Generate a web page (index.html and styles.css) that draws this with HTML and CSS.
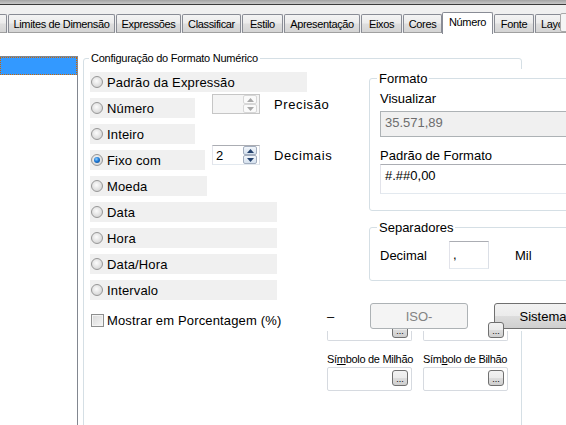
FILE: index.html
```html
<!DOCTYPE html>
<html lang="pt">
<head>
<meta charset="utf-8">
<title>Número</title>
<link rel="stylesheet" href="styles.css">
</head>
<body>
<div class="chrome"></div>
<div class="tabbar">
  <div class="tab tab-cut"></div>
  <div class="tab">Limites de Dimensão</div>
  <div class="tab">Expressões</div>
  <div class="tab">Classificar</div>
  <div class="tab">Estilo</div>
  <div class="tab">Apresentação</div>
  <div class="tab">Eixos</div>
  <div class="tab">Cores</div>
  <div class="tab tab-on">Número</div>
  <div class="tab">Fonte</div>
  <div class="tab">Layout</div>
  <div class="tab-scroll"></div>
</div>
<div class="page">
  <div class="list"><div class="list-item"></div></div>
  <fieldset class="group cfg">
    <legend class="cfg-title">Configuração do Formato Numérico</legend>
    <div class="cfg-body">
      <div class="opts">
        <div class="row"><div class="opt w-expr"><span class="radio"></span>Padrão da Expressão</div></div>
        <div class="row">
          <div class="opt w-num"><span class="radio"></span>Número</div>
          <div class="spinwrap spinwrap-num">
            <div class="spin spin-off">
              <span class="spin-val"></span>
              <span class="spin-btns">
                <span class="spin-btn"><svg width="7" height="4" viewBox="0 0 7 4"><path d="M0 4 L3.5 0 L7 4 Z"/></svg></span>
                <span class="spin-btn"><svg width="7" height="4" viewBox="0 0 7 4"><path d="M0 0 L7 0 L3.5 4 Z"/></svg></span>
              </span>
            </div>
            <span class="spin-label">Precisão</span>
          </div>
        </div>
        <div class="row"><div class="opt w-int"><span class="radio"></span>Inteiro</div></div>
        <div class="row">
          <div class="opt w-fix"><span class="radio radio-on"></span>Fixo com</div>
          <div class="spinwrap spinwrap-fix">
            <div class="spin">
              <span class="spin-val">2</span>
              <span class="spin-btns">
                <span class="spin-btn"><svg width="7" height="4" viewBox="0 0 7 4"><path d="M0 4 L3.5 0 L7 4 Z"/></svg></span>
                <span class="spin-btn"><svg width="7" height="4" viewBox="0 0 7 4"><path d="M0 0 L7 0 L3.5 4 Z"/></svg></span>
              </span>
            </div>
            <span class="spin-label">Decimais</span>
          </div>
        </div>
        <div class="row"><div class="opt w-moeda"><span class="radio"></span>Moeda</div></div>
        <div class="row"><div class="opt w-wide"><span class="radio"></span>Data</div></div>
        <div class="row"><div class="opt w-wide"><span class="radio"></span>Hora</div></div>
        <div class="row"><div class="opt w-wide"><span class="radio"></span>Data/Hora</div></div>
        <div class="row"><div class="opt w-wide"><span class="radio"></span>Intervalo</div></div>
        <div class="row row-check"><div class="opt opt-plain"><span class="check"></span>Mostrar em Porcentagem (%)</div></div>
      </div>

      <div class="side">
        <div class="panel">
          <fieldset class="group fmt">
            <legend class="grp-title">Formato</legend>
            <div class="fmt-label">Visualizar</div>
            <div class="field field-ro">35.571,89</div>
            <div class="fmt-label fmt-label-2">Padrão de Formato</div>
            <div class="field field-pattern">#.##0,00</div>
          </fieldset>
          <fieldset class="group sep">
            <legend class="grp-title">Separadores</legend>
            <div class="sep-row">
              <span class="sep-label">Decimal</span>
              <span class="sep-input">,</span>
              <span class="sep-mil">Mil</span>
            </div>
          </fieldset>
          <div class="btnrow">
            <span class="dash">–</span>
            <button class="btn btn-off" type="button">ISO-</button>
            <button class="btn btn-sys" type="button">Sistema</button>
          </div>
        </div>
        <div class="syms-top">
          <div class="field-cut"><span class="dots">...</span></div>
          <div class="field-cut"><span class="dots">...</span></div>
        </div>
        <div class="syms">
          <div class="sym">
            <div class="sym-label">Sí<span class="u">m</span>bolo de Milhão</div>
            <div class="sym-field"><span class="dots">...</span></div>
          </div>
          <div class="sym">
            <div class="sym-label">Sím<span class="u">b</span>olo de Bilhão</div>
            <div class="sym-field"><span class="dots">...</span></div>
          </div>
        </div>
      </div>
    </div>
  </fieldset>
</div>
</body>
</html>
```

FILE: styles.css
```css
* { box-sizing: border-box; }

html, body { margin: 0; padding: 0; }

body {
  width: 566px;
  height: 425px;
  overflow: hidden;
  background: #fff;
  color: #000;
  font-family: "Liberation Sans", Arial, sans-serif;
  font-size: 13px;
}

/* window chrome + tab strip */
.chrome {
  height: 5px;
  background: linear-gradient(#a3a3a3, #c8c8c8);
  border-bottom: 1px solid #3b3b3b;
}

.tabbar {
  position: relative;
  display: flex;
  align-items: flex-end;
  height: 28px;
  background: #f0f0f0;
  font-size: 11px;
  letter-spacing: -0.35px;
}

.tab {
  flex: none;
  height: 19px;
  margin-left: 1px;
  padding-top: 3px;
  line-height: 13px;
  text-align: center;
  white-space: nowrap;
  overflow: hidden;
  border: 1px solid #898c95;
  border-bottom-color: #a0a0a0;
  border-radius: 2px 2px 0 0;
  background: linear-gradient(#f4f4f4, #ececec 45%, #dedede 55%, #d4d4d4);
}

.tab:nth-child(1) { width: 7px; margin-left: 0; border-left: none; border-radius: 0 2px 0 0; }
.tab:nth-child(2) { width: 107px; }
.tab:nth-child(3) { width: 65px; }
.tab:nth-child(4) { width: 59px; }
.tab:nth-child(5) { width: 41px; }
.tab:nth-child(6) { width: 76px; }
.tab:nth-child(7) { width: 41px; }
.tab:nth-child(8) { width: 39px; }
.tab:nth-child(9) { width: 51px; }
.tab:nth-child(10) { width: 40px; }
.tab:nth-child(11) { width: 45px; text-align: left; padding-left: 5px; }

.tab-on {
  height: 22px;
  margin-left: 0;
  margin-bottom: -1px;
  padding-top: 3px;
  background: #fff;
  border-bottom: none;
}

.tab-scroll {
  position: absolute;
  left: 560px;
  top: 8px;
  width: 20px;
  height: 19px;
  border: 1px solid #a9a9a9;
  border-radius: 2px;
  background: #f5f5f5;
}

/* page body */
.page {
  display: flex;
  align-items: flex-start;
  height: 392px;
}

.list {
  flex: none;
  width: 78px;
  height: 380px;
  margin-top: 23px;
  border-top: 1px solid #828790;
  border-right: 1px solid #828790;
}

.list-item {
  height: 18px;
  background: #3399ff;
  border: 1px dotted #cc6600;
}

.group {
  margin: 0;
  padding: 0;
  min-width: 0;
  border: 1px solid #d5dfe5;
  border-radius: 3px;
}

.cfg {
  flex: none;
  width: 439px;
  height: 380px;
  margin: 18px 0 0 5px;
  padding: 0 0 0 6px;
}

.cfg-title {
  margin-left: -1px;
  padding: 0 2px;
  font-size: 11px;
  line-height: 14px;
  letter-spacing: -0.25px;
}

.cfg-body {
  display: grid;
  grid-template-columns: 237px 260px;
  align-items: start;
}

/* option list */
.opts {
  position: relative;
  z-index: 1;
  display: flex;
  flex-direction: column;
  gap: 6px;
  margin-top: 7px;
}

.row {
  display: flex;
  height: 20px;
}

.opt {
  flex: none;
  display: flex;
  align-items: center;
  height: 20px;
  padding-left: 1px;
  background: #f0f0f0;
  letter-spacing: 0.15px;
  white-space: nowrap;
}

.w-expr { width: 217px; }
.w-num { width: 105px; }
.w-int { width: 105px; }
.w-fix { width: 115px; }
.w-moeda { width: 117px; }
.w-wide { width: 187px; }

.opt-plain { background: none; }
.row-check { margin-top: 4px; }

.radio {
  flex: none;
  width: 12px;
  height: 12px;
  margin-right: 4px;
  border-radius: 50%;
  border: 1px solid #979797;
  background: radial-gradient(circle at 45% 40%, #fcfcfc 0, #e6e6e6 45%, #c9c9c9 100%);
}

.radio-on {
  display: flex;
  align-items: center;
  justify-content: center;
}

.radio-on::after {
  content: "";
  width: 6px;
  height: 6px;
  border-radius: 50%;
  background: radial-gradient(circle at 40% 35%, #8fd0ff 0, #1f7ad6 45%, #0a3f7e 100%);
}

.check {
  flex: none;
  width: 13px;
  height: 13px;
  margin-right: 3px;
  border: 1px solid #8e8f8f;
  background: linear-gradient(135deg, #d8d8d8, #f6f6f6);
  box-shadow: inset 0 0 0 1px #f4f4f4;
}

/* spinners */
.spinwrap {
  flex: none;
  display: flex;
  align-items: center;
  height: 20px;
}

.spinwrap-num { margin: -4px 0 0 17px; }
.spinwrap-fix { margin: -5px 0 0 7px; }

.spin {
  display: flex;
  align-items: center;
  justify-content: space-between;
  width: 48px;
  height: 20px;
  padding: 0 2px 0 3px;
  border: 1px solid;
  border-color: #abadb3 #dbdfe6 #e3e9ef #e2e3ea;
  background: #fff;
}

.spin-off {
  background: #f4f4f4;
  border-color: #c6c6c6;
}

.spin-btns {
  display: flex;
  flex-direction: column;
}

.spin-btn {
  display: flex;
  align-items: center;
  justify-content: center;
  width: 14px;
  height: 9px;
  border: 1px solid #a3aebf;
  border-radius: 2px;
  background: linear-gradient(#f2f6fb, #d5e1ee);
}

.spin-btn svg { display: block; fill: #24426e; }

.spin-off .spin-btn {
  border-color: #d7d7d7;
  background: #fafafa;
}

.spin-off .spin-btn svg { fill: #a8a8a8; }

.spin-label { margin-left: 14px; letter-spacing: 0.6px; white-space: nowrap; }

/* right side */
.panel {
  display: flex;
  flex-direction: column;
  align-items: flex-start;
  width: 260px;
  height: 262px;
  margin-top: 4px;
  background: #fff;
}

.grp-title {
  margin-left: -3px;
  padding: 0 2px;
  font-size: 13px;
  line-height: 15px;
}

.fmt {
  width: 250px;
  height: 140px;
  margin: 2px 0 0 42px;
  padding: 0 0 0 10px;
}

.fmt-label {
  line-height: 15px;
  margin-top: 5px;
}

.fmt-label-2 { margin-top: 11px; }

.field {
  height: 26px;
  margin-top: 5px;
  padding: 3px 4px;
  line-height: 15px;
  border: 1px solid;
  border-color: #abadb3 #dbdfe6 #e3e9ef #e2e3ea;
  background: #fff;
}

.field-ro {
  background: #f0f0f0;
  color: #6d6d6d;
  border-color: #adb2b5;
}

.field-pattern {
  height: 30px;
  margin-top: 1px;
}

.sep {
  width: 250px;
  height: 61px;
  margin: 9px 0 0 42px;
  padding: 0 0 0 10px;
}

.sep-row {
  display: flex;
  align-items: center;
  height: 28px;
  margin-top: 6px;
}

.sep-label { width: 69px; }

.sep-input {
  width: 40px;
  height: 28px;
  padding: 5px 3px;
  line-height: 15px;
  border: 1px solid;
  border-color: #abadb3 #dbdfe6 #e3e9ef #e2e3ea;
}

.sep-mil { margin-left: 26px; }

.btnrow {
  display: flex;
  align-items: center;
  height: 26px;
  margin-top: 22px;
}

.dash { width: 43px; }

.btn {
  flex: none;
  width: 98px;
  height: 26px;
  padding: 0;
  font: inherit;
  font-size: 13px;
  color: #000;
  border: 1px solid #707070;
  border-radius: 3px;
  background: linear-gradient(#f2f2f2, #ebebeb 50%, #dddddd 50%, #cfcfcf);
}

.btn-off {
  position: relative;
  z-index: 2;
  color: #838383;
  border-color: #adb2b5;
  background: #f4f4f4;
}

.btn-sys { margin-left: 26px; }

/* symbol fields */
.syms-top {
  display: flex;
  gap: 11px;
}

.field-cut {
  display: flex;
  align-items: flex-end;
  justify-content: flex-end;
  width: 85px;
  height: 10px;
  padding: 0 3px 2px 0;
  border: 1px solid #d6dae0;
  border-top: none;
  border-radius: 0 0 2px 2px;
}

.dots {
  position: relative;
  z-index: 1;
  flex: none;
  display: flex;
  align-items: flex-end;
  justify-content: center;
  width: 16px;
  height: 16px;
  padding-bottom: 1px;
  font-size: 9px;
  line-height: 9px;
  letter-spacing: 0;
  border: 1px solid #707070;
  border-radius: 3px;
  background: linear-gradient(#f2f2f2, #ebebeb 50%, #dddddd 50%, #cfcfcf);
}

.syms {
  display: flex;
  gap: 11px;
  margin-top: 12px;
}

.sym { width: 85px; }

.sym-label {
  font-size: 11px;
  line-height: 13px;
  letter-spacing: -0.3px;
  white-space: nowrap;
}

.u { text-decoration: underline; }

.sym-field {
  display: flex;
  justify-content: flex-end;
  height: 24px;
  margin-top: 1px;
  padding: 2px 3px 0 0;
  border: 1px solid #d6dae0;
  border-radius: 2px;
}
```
======
What to do: Extract all lines containing the word "page".

Complete answer:
Generate a web page (index.html and styles.css) that draws this with HTML and CSS.
<div class="page">
/* page body */
.page {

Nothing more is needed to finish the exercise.